Tax Info + Help Generally

What is the difference between basis, at-risk, and passive activity limits?

Basis Limits.

Generally your deductions cannot exceed your basis. Basis is more or less the amount you have invested in an activity. If you bought into a partnership or s-corporation for $10,000, your basis is $10,000. If the partnership passes losses and deductions out to you of $1,000, your basis goes down to $9,000. Next year, when there is a profit and your K-1 shows $5,000 of income, your basis becomes $14,000, and so forth. You cannot deduct losses once your basis reaches zero because you cannot lose more than you invested in the first place. Losses that are suspended due to lack of basis are carried forward on the basis worksheet. They will not show on any other form or schedule until the year that basis is restored. Then they will carry to the appropriate forms along with any current year amounts.

See Publication 551, Basis of Assets for details.

Losses in excess of basis (stock or debt) are not allowed in the current year. If the preparer does not provide basis calculations with the return when required, the taxpayer will get a Letter 5969 in the mail.  

Note: In Drake18 and future, when there is debt basis that can be applied against the losses and deductions, it will automatically be applied per IRS guidelines. You can review the calculations on Wks K1S IRS Debt Basis in view mode for details. See the IRS' S Corporation Stock and Debt Basis page and Code Section 1366 for more information. In Drake17 and prior, if the debt basis can be applied to the losses and deductions, a direct entry must be made on the K1S screen > Basis Worksheet tab > line 16. 

For information about distributions in excess of basis, see Related Links below. 

At-Risk Limits.

Generally, your deductions cannot exceed the amount you have at risk. Roughly, an amount at risk is an amount you invested and could lose. An amount not at risk exists when there is a part of your investment basis that you are protected from losing.

This might occur because:

  • You bought your interest in the business with money that you borrowed through a non-recourse loan.
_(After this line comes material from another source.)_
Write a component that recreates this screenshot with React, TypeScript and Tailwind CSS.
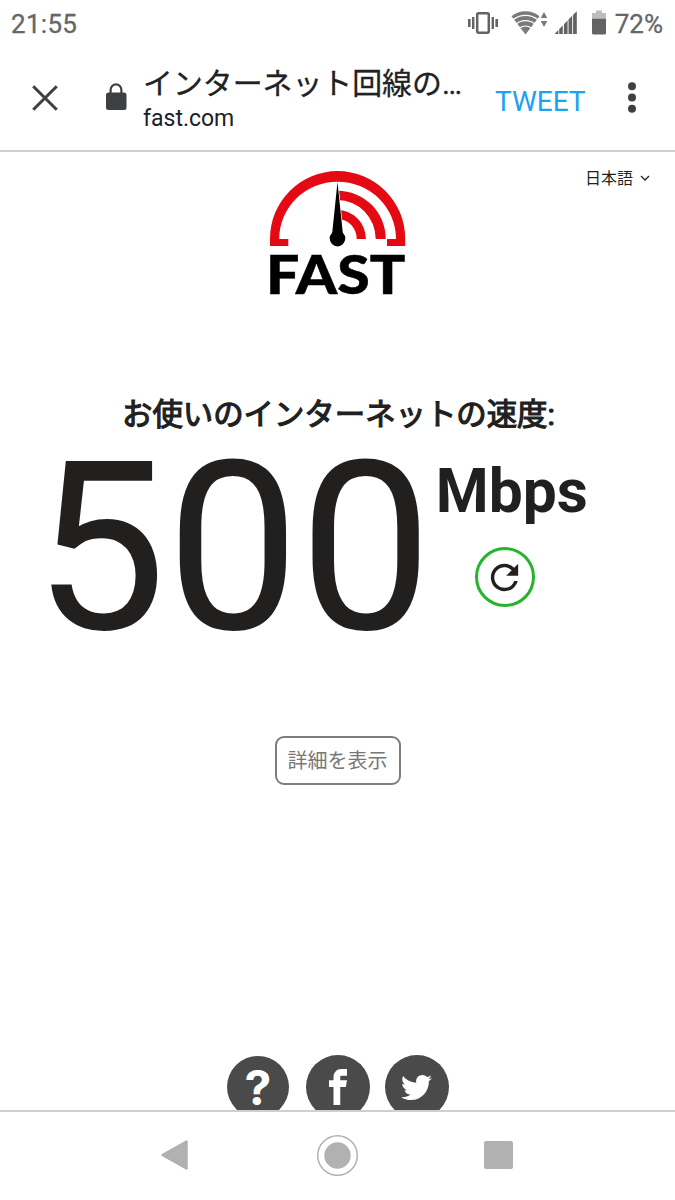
import React from "react";
import { FaTwitter } from "react-icons/fa";
import { ImFacebook } from "react-icons/im";
import { MdRefresh } from "react-icons/md";

const fontStack = "font-['Roboto','Noto_Sans_CJK_JP',sans-serif]";

function StatusIcons() {
  return (
    <svg width="142" height="28" viewBox="0 0 142 28" fill="#636363">
      {/* vibrate */}
      <rect x="10.2" y="3.2" width="11.6" height="19.6" rx="1.5" fill="none" stroke="#636363" strokeWidth="2.5" />
      <rect x="1" y="9" width="2.6" height="8" />
      <rect x="5" y="7" width="2.4" height="12" />
      <rect x="24.6" y="7" width="2.4" height="12" />
      <rect x="28.4" y="9" width="2.6" height="8" />
      {/* wifi + traffic arrows */}
      <path d="M44.5 6.2 A22 22 0 0 1 72.5 6.2 L58.5 24.5 Z" fill="#7a7a7a" />
      <g fill="none" stroke="#fff" strokeWidth="1.3">
        <path d="M46 9.8 A20 20 0 0 1 71 9.8" />
        <path d="M49 14 A15 15 0 0 1 68 14" />
        <path d="M52.5 18.2 A10 10 0 0 1 64.5 18.2" />
      </g>
      <path d="M77 2 L80.3 8 H73.7 Z M77 17 L80.3 11 H73.7 Z" fill="#7a7a7a" />
      {/* signal */}
      <path d="M87.5 24 L91.3 20 V24 Z M92.2 19 L95.8 15.4 V24 H92.2 Z M96.9 14.3 L100.6 10.5 V24 H96.9 Z M101.5 9.6 L105.2 5.8 V24 H101.5 Z M106.1 4.8 L109.8 1.2 V24 H106.1 Z" />
      {/* battery */}
      <path d="M129 0.5 H135 V3 H139 V9 H125 V3 H129 Z" fill="#bdbdbd" />
      <path d="M125 8.8 H139 V23 Q139 24.5 137.5 24.5 H126.5 Q125 24.5 125 23 Z" />
    </svg>
  );
}

function StatusBar() {
  return (
    <div className="flex h-[48px] shrink-0 items-center justify-between pr-[12px] pl-[11px] text-[26px] text-[#666] [-webkit-text-stroke:0.3px_#666]">
      <span className="tracking-[0.3px]">21:55</span>
      <div className="flex items-center gap-[6px]">
        <StatusIcons />
        <span>72%</span>
      </div>
    </div>
  );
}

function BrowserBar() {
  return (
    <header className="flex h-[104px] shrink-0 items-start border-b-2 border-[#cfcfcf] text-[#202124]">
      <svg className="mt-[37px] ml-[32px] shrink-0" width="26" height="26" viewBox="0 0 26 26">
        <path d="M1.2 1.2 L24.8 24.8 M24.8 1.2 L1.2 24.8" stroke="#3c4043" strokeWidth="3" />
      </svg>
      <svg className="mt-[35px] ml-[47px] shrink-0" width="22" height="28" viewBox="0 0 22 28">
        <path d="M5.6 11 V6.8 A5.2 5.2 0 0 1 16.4 6.8 V11" fill="none" stroke="#3c4043" strokeWidth="2.2" />
        <rect x="1" y="9.5" width="20.5" height="17.5" rx="2.5" fill="#3c4043" />
      </svg>
      <div className="mt-[17px] ml-[16px] w-[352px]">
        <div className="text-[29.9px] leading-[38px] whitespace-nowrap [-webkit-text-stroke:0.3px_#202124]">
          インターネット回線の…
        </div>
        <div className="text-[23px] leading-[32px]">fast.com</div>
      </div>
      <button className="mt-[35px] text-[28px] leading-[37px] text-[#1da1f2]">TWEET</button>
      <svg className="mt-[34px] ml-[41px] shrink-0" width="10" height="32" viewBox="0 0 10 32" fill="#3c4043">
        <circle cx="5" cy="4.3" r="4" />
        <circle cx="5" cy="15.6" r="4" />
        <circle cx="5" cy="26.8" r="4" />
      </svg>
    </header>
  );
}

function FastLogo() {
  return (
    <svg className="overflow-visible" width="138" height="126" viewBox="0 0 138 126">
      <g fill="#e50914">
        <path d="M1 76 V68.7 A67.6 67.6 0 0 1 136.2 68.7 V76 H118 V69 H127 A58.4 57.3 0 0 0 10.2 69 H19.3 V76 Z" />
        <path d="M68.5 20.7 A48.2 48.2 0 0 1 116.7 69 H106.7 A38.2 39 0 0 0 68.5 30 Z" />
        <path d="M68.5 40 A28.4 29 0 0 1 96.9 69 H87.7 A19.2 20 0 0 0 68.5 49 Z" />
      </g>
      <path d="M68.5 12 L74.3 68 H62.7 Z" fill="#000" stroke="#fff" strokeWidth="1.4" paintOrder="stroke" />
      <circle cx="68.5" cy="68.6" r="7.8" />
      <text
        x="-3"
        y="124"
        fontSize="54"
        textLength="139.5"
        lengthAdjust="spacingAndGlyphs"
        stroke="#000"
        strokeWidth="0.5"
        className="font-['Lato',sans-serif] font-black"
      >
        FAST
      </text>
    </svg>
  );
}

function SpeedResult() {
  return (
    <div className="mt-[25px] flex items-start pl-[33.5px] text-[#221f1f]">
      <span className="text-[236.5px] leading-[176px]">500</span>
      <div className="ml-[3.5px] flex flex-col items-start">
        <span className="text-[60.5px] leading-[62px] font-bold">Mbps</span>
        <button className="mt-[24px] ml-[39px] flex h-[60px] w-[60px] items-center justify-center rounded-full border-[3px] border-[#27b42c]">
          <MdRefresh size={41} />
        </button>
      </div>
    </div>
  );
}

function SocialLinks() {
  return (
    <div className="mt-[270px] flex items-start pl-[227px] text-white">
      <a className="mt-[1px] flex h-[62px] w-[62px] shrink-0 items-start justify-center rounded-full bg-[#4a4a4a] pt-[12px] font-['Inter',sans-serif] text-[48px] leading-[40px] font-bold">
        ?
      </a>
      <a className="ml-[17px] flex h-[64px] w-[64px] shrink-0 items-center justify-center rounded-full bg-[#4a4a4a] pr-[1px]">
        <ImFacebook size={36} />
      </a>
      <a className="ml-[15px] flex h-[64px] w-[64px] shrink-0 items-center justify-center rounded-full bg-[#4a4a4a] pr-[1px]">
        <FaTwitter size={31} />
      </a>
    </div>
  );
}

function NavBar() {
  return (
    <nav className="flex h-[90px] shrink-0 items-center border-t-2 border-[#cfcfcf] pb-[2px] pl-[160px]">
      <svg width="28" height="32" viewBox="0 0 28 32">
        <path d="M2.5 16 L26.5 2.5 V29.5 Z" fill="#b1b1b1" stroke="#b1b1b1" strokeWidth="2.5" strokeLinejoin="round" />
      </svg>
      <svg className="ml-[128px]" width="43" height="43" viewBox="0 0 43 43">
        <circle cx="21.5" cy="21.5" r="19.8" fill="none" stroke="#b1b1b1" strokeWidth="1.5" />
        <circle cx="21.5" cy="21.5" r="13.2" fill="#b1b1b1" />
      </svg>
      <div className="ml-[125px] h-[28px] w-[29px] rounded-[2px] bg-[#b1b1b1]" />
    </nav>
  );
}

export default function App() {
  return (
    <div className={`flex h-[1200px] w-[675px] flex-col overflow-hidden bg-white ${fontStack}`} lang="ja">
      <StatusBar />
      <BrowserBar />

      <main className="flex h-[958px] shrink-0 flex-col overflow-hidden pt-[18px]">
        <div className="grid grid-cols-[1fr_138px_1fr]">
          <div />
          <FastLogo />
          <div className="flex h-[18px] items-center justify-end gap-[7px] pr-[25px] text-[16px] text-[#221f1f]">
            <span>日本語</span>
            <svg className="-mt-[3px]" width="10" height="8" viewBox="0 0 10 8">
              <path d="M1 2 L5 6 L9 2" fill="none" stroke="#221f1f" strokeWidth="1.3" />
            </svg>
          </div>
        </div>

        <h1 className="mt-[99px] mb-px pl-[122px] text-[30.4px] leading-[40px] whitespace-nowrap text-[#221f1f] [-webkit-text-stroke:1.2px_#221f1f]">
          お使いのインターネットの速度:
        </h1>
        <SpeedResult />

        <button className="mt-[99px] h-[49px] w-[126px] shrink-0 self-center rounded-[9px] border-2 border-[#7d7d7d] text-[20px] text-[#777]">
          詳細を表示
        </button>
        <SocialLinks />
      </main>

      <NavBar />
    </div>
  );
}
Since you are not personally responsible for the debt, you are considered not at risk for that borrowed amount.
  • You have a “stop loss” agreement in which the other partners have agreed to reimburse you for a portion of any losses you might have in relation to the business.
  • You borrowed some of the money you have invested in the business from one of the other partners.

The amount you have at-risk is similar to basis in that you cannot deduct losses in excess of your at risk amount. The amount at-risk, however, is not the same as basis. In many cases, a taxpayer can still have basis, but his losses are not deductible because they are limited by the amount at risk. See Publication 925, Passive Activity and At-Risk Rules.

Passive activity Limits.

Generally, you cannot deduct expenses from a passive activity against income that is not from a passive activity.

A passive activity is:

  • a trade or business activity in which you do not materially participate during the year.
  • a rental activity, even if you do materially participate, unless you are a real estate professional.

See Publication 925, Passive Activity and At-Risk Rules.

The limits imposed by IRS rules dealing with basis, at-risk activity, and passive activity are applied in that specific order. Only the amount that does not exceed basis should be carried to the next step (main form, Form 6198, or Form 8582, as the case may be). Form 6198 is used to figure at-risk limits. Form 8582 is used to figure passive activity limits.